START INPUT FOR THIS TASK

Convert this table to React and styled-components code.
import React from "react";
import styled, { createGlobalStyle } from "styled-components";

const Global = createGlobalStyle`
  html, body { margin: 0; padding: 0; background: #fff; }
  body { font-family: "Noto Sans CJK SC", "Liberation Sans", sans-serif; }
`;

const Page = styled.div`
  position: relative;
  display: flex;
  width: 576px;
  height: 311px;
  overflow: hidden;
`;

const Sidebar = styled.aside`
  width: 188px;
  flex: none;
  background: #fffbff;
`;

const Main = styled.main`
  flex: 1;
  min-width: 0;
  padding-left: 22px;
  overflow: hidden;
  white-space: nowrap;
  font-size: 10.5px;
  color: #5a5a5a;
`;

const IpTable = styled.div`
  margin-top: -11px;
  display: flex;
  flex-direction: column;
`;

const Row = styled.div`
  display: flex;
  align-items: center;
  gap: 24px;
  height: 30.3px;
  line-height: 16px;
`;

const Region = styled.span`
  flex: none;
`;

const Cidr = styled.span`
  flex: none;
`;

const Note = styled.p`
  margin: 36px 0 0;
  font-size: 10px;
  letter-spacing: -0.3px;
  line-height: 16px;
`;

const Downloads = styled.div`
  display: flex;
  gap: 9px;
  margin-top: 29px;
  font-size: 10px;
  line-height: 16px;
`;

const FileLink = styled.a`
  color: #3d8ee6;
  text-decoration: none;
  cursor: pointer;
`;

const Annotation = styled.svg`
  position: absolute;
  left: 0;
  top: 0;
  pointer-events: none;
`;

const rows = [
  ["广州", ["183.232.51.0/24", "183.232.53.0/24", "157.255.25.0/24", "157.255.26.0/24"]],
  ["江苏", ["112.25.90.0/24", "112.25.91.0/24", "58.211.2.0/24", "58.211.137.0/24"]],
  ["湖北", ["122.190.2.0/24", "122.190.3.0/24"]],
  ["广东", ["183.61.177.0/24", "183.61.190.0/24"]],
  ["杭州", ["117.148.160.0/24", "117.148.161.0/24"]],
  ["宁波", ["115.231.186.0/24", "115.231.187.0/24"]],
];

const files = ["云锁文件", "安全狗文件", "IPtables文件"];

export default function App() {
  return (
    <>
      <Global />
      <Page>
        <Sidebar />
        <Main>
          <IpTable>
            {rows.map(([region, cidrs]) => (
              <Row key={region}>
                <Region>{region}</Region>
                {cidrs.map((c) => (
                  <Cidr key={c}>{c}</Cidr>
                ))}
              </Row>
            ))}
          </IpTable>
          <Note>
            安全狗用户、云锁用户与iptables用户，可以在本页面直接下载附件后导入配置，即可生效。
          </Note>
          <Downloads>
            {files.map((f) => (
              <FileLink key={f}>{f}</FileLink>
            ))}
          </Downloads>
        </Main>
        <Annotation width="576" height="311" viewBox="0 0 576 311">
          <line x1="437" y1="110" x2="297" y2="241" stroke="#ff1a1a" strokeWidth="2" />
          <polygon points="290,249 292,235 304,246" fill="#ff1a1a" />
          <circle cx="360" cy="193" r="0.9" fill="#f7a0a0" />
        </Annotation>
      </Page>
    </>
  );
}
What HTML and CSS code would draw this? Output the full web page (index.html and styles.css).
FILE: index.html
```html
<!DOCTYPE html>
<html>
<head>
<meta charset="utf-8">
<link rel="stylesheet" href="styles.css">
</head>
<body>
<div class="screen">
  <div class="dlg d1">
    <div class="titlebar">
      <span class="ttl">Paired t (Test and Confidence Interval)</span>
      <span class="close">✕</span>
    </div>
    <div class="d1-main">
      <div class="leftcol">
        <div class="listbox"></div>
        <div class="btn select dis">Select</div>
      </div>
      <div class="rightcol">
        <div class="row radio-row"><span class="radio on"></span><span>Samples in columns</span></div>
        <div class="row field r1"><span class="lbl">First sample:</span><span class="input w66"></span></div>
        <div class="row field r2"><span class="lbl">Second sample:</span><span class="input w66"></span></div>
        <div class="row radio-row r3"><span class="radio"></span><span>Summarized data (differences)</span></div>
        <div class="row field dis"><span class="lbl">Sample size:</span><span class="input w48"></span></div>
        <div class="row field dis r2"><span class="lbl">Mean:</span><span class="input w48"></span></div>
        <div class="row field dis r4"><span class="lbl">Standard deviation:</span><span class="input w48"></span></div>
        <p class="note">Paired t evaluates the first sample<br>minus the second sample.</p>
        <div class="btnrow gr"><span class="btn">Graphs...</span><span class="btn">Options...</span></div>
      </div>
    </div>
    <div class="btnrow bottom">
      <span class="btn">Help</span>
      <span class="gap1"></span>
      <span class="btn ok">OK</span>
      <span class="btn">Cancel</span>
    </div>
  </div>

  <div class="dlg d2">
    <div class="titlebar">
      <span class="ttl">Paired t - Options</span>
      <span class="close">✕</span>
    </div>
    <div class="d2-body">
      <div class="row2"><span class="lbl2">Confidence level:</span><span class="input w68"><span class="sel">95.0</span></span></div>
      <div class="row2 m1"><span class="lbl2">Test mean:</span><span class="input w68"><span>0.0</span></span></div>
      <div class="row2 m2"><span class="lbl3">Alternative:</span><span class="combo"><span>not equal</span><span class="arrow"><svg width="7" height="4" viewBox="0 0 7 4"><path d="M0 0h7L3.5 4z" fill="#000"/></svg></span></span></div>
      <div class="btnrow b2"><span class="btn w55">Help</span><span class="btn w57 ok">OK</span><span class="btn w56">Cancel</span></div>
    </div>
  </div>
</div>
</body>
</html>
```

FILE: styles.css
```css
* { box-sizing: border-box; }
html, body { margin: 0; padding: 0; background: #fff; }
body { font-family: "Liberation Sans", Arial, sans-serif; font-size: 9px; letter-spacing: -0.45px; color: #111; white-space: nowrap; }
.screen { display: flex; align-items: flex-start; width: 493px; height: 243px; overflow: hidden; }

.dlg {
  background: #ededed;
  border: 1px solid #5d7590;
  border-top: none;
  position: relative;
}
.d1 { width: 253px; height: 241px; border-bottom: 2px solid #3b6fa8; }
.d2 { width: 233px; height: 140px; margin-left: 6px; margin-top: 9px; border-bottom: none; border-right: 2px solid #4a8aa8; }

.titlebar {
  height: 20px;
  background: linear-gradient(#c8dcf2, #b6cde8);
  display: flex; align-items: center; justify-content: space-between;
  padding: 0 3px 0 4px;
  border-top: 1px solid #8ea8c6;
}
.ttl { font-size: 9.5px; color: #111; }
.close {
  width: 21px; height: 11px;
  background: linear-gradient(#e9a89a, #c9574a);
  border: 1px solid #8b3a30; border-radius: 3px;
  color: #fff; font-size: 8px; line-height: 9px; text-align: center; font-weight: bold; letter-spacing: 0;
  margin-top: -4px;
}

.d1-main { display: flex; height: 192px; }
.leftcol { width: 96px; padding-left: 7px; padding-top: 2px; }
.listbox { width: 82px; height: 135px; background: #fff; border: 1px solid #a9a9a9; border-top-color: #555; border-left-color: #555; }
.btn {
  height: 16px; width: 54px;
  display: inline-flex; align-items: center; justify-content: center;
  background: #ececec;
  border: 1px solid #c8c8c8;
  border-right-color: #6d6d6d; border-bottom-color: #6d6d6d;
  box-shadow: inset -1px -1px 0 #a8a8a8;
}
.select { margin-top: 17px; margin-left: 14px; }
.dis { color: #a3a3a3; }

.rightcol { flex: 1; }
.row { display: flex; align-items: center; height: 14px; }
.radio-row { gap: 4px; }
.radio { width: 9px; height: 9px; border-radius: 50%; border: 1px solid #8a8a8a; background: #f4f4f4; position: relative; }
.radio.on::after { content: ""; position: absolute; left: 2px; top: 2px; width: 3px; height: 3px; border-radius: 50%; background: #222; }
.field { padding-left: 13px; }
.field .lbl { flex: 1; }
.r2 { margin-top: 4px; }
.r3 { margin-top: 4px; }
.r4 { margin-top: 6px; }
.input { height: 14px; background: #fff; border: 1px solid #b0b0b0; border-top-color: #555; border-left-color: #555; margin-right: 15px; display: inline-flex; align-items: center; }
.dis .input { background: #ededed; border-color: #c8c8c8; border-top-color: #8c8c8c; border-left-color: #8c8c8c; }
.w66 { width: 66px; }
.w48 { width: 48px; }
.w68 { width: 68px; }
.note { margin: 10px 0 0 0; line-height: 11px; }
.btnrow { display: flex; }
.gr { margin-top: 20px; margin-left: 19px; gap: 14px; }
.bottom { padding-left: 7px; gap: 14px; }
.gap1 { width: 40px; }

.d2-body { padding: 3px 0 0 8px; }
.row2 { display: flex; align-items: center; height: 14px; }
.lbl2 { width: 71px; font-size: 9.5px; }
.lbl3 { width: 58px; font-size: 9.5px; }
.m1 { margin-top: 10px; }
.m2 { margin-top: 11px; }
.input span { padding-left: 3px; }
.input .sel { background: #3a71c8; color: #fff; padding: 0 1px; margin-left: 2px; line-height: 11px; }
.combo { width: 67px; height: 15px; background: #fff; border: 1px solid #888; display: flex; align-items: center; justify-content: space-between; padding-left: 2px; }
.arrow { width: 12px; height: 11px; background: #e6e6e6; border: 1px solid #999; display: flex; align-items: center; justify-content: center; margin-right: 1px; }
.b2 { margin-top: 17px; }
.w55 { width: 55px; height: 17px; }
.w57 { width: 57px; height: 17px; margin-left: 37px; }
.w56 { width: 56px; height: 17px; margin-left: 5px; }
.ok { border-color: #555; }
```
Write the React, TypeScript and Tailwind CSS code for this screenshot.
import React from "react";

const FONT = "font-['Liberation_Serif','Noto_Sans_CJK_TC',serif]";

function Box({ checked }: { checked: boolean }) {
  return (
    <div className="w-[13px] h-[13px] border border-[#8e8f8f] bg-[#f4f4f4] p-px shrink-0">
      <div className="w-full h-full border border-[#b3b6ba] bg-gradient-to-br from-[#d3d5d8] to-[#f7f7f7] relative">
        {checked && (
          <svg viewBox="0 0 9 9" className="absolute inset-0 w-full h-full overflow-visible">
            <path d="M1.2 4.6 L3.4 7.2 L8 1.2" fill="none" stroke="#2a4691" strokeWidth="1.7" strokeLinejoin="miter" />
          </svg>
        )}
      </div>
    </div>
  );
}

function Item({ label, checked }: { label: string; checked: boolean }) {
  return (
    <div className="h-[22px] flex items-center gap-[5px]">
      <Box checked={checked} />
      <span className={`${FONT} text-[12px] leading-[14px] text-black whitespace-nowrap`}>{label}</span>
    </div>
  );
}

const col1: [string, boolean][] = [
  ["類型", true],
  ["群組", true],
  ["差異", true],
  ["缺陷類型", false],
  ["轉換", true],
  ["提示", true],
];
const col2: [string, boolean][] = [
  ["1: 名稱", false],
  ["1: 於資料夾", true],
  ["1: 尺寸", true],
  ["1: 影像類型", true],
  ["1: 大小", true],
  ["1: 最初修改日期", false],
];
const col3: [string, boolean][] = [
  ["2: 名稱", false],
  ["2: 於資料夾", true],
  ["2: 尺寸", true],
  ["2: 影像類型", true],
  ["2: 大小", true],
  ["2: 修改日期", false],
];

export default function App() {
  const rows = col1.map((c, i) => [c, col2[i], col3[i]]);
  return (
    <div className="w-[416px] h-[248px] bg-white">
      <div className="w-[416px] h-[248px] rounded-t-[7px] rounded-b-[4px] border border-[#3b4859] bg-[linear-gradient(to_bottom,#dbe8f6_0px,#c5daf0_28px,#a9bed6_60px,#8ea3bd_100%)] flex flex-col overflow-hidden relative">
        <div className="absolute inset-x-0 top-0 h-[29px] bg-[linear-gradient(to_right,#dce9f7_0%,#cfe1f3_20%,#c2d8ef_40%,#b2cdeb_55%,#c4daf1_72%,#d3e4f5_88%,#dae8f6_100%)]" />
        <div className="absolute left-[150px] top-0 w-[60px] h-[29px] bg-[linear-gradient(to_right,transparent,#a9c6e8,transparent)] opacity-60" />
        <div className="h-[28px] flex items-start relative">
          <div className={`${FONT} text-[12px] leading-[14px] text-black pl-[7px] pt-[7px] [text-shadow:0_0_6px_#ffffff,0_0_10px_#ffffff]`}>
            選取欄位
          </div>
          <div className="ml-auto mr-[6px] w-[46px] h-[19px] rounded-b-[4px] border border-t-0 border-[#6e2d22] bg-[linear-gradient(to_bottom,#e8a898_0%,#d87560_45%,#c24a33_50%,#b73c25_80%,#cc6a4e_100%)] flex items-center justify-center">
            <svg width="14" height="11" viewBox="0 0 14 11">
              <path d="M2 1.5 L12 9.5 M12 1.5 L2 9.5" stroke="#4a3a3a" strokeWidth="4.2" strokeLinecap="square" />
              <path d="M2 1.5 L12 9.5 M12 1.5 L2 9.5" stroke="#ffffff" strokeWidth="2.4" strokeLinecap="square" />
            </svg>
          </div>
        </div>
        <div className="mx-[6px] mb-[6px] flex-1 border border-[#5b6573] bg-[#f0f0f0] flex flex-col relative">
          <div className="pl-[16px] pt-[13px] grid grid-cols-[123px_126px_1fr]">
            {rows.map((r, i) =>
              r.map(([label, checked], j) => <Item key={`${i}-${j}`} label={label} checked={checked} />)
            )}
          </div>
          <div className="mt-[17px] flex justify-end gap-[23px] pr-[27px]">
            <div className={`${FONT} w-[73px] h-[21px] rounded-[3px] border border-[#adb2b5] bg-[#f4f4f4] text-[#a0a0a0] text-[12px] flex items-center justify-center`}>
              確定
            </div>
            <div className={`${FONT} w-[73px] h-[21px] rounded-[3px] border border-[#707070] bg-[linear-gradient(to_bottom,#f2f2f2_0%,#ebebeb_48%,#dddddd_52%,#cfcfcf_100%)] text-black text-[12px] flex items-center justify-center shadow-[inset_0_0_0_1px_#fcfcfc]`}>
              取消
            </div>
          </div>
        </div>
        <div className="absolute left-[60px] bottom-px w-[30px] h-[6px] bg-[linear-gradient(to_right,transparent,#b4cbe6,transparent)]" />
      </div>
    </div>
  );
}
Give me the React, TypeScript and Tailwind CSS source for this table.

END INPUT FOR THIS TASK

**REQUIRED TASK**
Pick each line holding the word "index" out of the listing.

**RESULT OF THE TASK**
What HTML and CSS code would draw this? Output the full web page (index.html and styles.css).
FILE: index.html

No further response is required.